GOAL OF THE EXERCISE:
Your task is to transcribe, without alteration, the lines from the top of the material below through the line bearing "const accent = '#f8c630';", inclusive.

PROVIDED MATERIAL:
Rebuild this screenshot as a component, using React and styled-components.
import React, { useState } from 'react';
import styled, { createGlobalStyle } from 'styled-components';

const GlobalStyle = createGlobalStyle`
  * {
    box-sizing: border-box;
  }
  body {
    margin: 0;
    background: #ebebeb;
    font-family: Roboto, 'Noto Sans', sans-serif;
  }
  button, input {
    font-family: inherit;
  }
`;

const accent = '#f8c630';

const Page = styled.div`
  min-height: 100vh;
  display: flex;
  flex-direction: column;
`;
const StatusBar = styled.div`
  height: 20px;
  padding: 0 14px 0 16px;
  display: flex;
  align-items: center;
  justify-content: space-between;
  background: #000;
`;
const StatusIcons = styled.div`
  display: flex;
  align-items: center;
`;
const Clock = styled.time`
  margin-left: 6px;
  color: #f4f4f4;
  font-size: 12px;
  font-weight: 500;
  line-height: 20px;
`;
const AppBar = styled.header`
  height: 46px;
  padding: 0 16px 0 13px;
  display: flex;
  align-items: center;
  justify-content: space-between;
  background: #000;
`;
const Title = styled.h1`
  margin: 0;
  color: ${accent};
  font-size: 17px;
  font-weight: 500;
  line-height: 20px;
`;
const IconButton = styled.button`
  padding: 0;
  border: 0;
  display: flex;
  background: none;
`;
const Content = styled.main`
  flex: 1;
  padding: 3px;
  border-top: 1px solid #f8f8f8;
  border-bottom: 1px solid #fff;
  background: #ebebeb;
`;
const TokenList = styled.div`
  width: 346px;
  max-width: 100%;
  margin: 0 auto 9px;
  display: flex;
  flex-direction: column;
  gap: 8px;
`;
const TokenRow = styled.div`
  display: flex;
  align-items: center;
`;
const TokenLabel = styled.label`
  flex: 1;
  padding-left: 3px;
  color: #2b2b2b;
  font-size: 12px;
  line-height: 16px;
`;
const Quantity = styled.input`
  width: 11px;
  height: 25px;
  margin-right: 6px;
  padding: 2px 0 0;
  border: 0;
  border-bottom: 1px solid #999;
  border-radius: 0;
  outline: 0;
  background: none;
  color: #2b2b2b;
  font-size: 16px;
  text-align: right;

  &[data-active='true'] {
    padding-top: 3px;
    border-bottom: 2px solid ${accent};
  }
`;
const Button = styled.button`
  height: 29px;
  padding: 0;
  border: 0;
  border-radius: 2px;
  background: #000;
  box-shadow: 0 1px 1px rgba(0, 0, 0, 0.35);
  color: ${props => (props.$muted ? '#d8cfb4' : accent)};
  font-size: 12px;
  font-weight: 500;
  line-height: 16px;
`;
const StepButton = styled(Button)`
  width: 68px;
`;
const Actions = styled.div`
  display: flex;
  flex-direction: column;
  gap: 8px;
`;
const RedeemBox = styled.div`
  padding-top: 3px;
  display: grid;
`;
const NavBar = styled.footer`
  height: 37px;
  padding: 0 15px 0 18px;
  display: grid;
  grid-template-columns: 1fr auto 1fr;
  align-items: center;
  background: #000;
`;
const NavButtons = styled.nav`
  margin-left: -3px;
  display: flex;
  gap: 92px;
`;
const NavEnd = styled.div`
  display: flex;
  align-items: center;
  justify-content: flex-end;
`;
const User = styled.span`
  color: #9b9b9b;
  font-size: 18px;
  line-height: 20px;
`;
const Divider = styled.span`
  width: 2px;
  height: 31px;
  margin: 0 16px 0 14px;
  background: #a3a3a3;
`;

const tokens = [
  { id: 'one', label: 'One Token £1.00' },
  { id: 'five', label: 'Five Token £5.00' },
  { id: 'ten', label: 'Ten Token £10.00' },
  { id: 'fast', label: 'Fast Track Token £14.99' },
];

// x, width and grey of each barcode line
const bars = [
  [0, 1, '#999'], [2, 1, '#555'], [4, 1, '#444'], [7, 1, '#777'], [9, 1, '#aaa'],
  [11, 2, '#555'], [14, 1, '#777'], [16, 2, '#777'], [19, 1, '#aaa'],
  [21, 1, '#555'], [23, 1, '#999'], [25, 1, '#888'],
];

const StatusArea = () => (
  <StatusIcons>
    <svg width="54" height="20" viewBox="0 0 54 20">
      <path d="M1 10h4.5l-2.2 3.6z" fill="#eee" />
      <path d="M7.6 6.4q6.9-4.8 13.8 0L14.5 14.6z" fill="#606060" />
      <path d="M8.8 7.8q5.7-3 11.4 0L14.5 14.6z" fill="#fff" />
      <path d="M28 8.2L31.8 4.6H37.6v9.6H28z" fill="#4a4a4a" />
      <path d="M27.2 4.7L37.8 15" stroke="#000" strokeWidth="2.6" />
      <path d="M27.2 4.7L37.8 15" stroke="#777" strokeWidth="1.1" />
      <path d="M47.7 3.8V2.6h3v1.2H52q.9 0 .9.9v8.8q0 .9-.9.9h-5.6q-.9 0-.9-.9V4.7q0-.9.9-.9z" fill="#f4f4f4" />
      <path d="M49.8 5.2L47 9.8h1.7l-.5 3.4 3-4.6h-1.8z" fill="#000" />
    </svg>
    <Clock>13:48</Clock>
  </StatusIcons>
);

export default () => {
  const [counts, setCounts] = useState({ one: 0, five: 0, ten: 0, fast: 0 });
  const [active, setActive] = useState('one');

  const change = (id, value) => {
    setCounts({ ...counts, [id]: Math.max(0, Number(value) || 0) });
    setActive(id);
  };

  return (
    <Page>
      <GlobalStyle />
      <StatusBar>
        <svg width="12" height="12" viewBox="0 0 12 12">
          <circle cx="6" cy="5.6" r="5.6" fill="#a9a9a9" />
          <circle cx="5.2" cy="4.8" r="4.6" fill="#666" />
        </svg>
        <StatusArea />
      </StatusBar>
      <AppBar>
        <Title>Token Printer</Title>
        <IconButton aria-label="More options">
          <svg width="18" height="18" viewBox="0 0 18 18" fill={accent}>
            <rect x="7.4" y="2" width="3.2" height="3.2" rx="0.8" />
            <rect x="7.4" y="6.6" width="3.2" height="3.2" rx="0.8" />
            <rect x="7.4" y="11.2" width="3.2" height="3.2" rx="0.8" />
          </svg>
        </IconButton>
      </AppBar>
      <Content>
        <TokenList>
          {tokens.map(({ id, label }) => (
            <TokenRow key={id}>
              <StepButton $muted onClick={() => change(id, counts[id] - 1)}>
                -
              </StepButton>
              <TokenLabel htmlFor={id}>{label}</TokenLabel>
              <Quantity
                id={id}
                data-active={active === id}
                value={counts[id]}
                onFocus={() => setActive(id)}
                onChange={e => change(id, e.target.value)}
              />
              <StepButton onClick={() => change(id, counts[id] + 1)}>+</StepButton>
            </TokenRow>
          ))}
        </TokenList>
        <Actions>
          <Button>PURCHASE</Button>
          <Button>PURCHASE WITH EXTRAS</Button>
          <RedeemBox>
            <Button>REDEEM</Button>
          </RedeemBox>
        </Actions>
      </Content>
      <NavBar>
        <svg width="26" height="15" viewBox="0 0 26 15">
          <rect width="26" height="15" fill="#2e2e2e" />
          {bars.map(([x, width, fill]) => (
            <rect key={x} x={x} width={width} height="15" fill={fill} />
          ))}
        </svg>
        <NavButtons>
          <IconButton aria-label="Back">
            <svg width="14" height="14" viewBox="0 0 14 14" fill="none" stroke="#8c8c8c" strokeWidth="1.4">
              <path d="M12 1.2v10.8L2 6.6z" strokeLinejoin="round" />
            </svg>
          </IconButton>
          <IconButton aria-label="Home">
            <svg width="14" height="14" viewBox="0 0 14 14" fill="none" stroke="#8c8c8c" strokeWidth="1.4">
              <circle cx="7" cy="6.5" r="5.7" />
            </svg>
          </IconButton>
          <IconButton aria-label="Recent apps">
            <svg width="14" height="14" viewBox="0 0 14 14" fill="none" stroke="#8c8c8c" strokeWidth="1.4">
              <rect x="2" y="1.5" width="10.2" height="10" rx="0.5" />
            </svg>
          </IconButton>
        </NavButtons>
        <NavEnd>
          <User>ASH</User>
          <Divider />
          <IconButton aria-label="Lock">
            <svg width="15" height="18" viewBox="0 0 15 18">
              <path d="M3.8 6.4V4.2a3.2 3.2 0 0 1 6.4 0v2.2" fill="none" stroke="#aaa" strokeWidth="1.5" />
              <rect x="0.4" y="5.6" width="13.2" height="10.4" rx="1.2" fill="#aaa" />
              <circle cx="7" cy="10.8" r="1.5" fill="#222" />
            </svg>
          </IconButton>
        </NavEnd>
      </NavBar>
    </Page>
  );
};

REPLY:
Rebuild this screenshot as a component, using React and styled-components.
import React, { useState } from 'react';
import styled, { createGlobalStyle } from 'styled-components';

const GlobalStyle = createGlobalStyle`
  * {
    box-sizing: border-box;
  }
  body {
    margin: 0;
    background: #ebebeb;
    font-family: Roboto, 'Noto Sans', sans-serif;
  }
  button, input {
    font-family: inherit;
  }
`;

const accent = '#f8c630';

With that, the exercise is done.